Ele cita o caso da siderurgia brasileira, que poderia produzir aço verde, com uso de hidrogênio e energia limpas, competindo com o aço chinês, produzido majoritariamente com carvão.

“O setor siderúrgico brasileiro está muito preocupado com a invasão, vamos chamar assim, do aço chinês no mercado. De repente, uma regulamentação de mercado de carbono poderia taxar um aço, que a gente sabe que é sujo, vindo da China, com a contrapartida de cobrar políticas do setor local siderúrgico para investir em tecnologias mais verdes”, avalia.

Competição com a China

A China, aliás, também é um desafio para a própria Thyssenkrupp, em especial na produção de eletrolisadores – a cargo do braço do grupo Thyssenkrupp Nucera.
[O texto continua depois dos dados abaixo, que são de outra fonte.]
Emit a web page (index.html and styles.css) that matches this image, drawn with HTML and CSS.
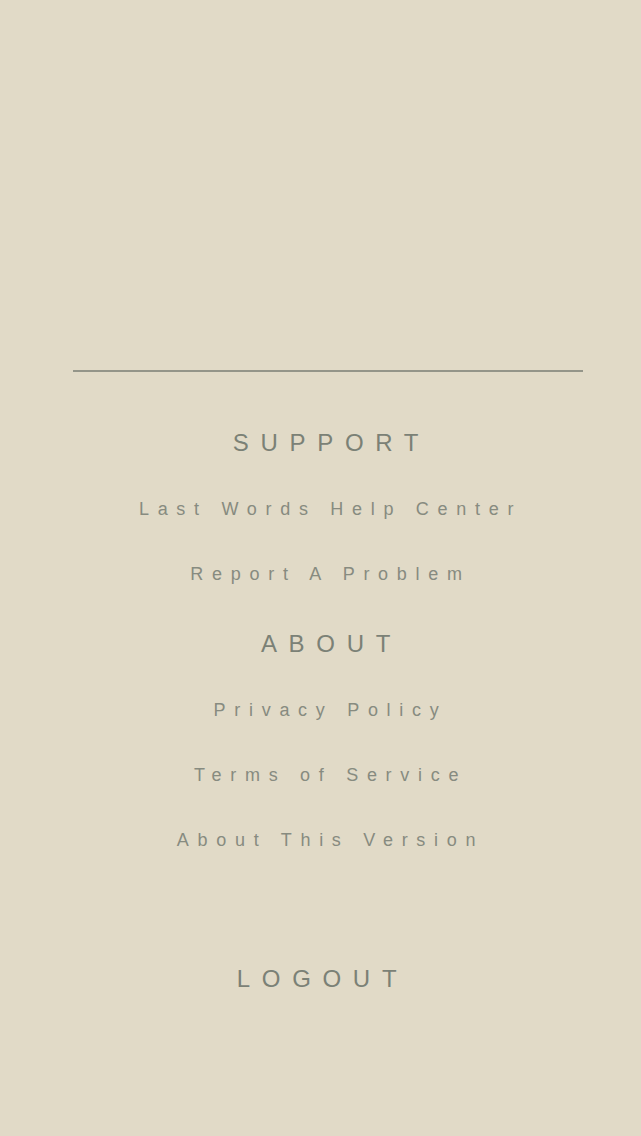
FILE: index.html
```html
<!DOCTYPE html>
<html>
<head>
<meta charset="utf-8">
<link rel="stylesheet" href="styles.css">
</head>
<body>
<main class="menu">
  <hr class="divider">
  <section class="group">
    <h2 class="heading">SUPPORT</h2>
    <a class="link">Last Words Help Center</a>
    <a class="link">Report A Problem</a>
  </section>
  <section class="group about">
    <h2 class="heading">ABOUT</h2>
    <a class="link">Privacy Policy</a>
    <a class="link">Terms of Service</a>
    <a class="link">About This Version</a>
  </section>
  <a class="logout">LOGOUT</a>
</main>
</body>
</html>
```
FILE: styles.css
```css
html, body {
  margin: 0;
  padding: 0;
  background: #e1dac7;
}
body {
  width: 641px;
  height: 1136px;
  overflow: hidden;
  font-family: "Liberation Sans", Arial, sans-serif;
  color: #7d8378;
}
.menu {
  margin-left: 73px;
  width: 510px;
  padding-top: 370px;
  display: flex;
  flex-direction: column;
}
.divider {
  margin: 0 0 36px 0;
  border: 0;
  height: 2px;
  background: #949589;
}
.group {
  display: flex;
  flex-direction: column;
}
.about {
  margin-top: 2px;
}
.heading {
  margin: 0;
  font-size: 24px;
  font-weight: normal;
  line-height: 69px;
  height: 69px;
  letter-spacing: 11.7px;
  padding-left: 7px;
  text-align: center;
  color: #7b8176;
}
.link {
  display: block;
  font-size: 18px;
  line-height: 65px;
  height: 65px;
  letter-spacing: 8.7px;
  padding-left: 5px;
  text-align: center;
  color: #878b80;
}
.logout {
  display: block;
  margin-top: 72px;
  font-size: 24px;
  line-height: 68px;
  letter-spacing: 11.7px;
  padding-right: 11px;
  text-align: center;
  color: #7b8176;
}
```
“Nosso plano estratégico tem a ver com isso, para estar preparado também para competir com o chinês. Em qualidade eu tenho certeza absoluta que a gente ganha”, explica Mello.

“Nossa pesquisa e desenvolvimento é totalmente focada em reduzir ao longo dos anos cada vez mais o capex, o custo dos equipamentos”.

A Thyssenkrupp Nucera vem aumentando sua capacidade de fabricação do equipamento.

“Já estamos chegando em 2 GW. O objetivo é chegar em 5 GW barateando”, conta o executivo.

A empresa participa dos maiores projetos de hidrogênio verde do mundo, somando cerca de 3 GW de capacidade de eletrólise, com uma planta de eletrólise de mais de 2 GW para a Air Products na Arábia Saudita, uma planta de hidrogênio de 200 MW da Shell, no Porto de Roterdã, uma planta de aço verde da H2 Green Steel, na Suécia.

A produção está concentrada na Europa. Por aqui, a empresa ainda não tem planos de fabricação de eletrolisadores. Mas não descarta a possibilidade com o desenvolvimento do mercado de hidrogênio verde na América do Sul, tendo o Brasil como um hub para a região.

“Dá pra sustentar um centro de manufatura no Brasil, para América do Sul, se tiver pelo menos 500 megawatts por ano (…) O que falta é puramente os projetos saindo do papel, e a gente enxergar essa demanda aqui na região um pouco mais perene”, conclui.